Casper 2021-10-19 00:18:16 

That is Clinton, Mississippi, not the man, as in President Clinton nor his wife Hillary.


The Clinton Riot began on September 4, 1875, in the small town of Clinton, Mississippi at a Republican rally to introduce the party’s candidates who were running for political office in the upcoming November elections. The immediate death toll included five blacks and three white men. Over the next several days, an estimated fifty blacks were killed in the massacre that followed.

Over 1,500 black Republicans and their families gathered on the grounds of the former Moss Hill plantation for a barbecue and political rally. Approximately 100 whites also attended, including a few Democrats from the nearby town of Raymond. In an effort to keep the political rally peaceful, alcoholic beverages and weapons were banned, and both a Democratic and Republican candidate were invited to speak.



Judge Amos R. Johnston, the white Democratic state senate candidate, gave the opening speech with no problems from the predominantly black crowd. However, the Republican speaker and editor of the Jackson Times, Captain H.T. Fisher, was interrupted during his speech when a white Democrat in the audience called him a liar. Shortly afterwards, shots were fired, and the crowd frantically ran in all directions to get away from the danger. When the gunfire ended, a total of five blacks, including two children, and three whites were dead, and nearly thirty others were wounded. It was reported that a white man fired the first shot, but other rumors contended that armed black Republicans started the riot.

Later that night, white militia associated with the Mississippi Democratic party were called in from Jackson, Vicksburg, and the surrounding area for assistance against armed blacks. The militia group, who called themselves Modoc after an Indian tribe in California, began a manhunt for blacks in Clinton. The following days were marked by violence and bloodshed as the white mob indiscriminately shot and killed nearly fifty blacks in Clinton and the surrounding area.


Note: The Democrats of the 1870s are now the Republicans of the 2020s.

Learn more here: The Clinton Riot of 1875: From Riot to Massacre.

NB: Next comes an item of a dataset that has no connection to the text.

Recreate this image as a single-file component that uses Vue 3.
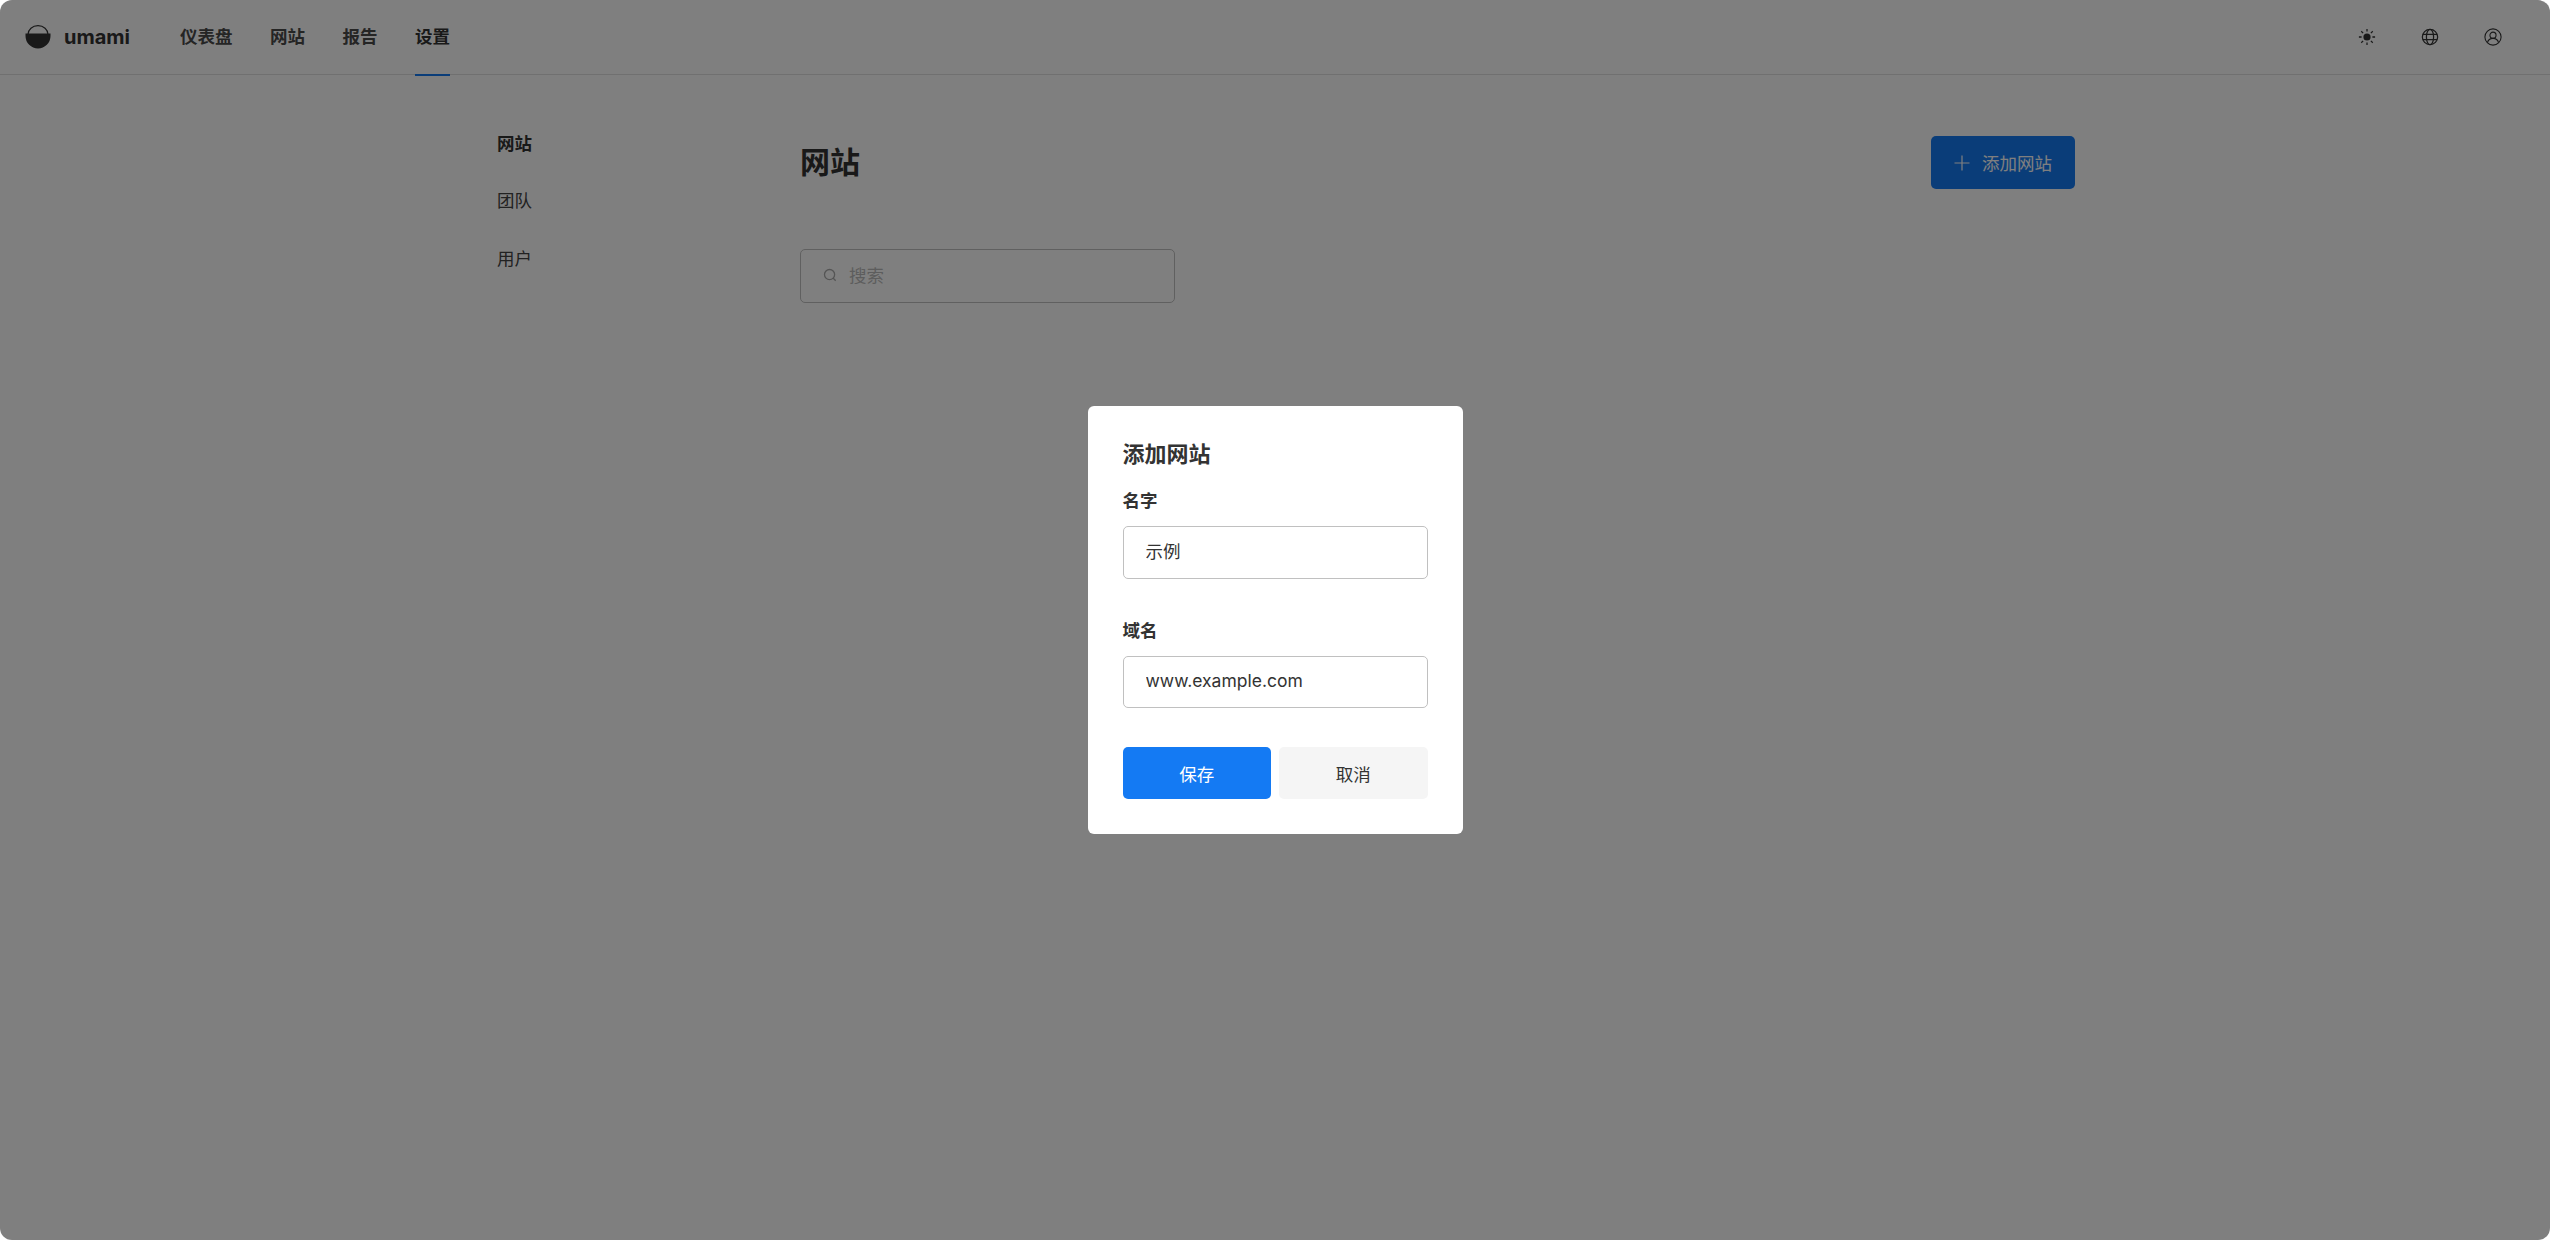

Clinton served as the inauguration of the infamous Mississippi Plan, a plan devised by the Mississippi Democratic Party to regain political control of the state by any means necessary. Despite countless requests for federal assistance by Governor Ames and citizens like Sarah Dickey, President Grant declared that “the whole public are tired out with these annual, autumnal outbreaks in the South,” and he adopted a policy of non-intervention with respect to Clinton and the rest of the former Confederacy.


Does any of the above sounds familiar in 2021?

When you read some of the stories in the above link, you can get to understand why some White people, mostly on the Right, are beside themselves and do not want to hear about Critical Race Theory, nor even have anything to do with issues of race, especially in the aftermath of the George Floyd murder, the prominence of the Black Live Matter movement and, for them, the encouraging rise in their minds of Trumpism.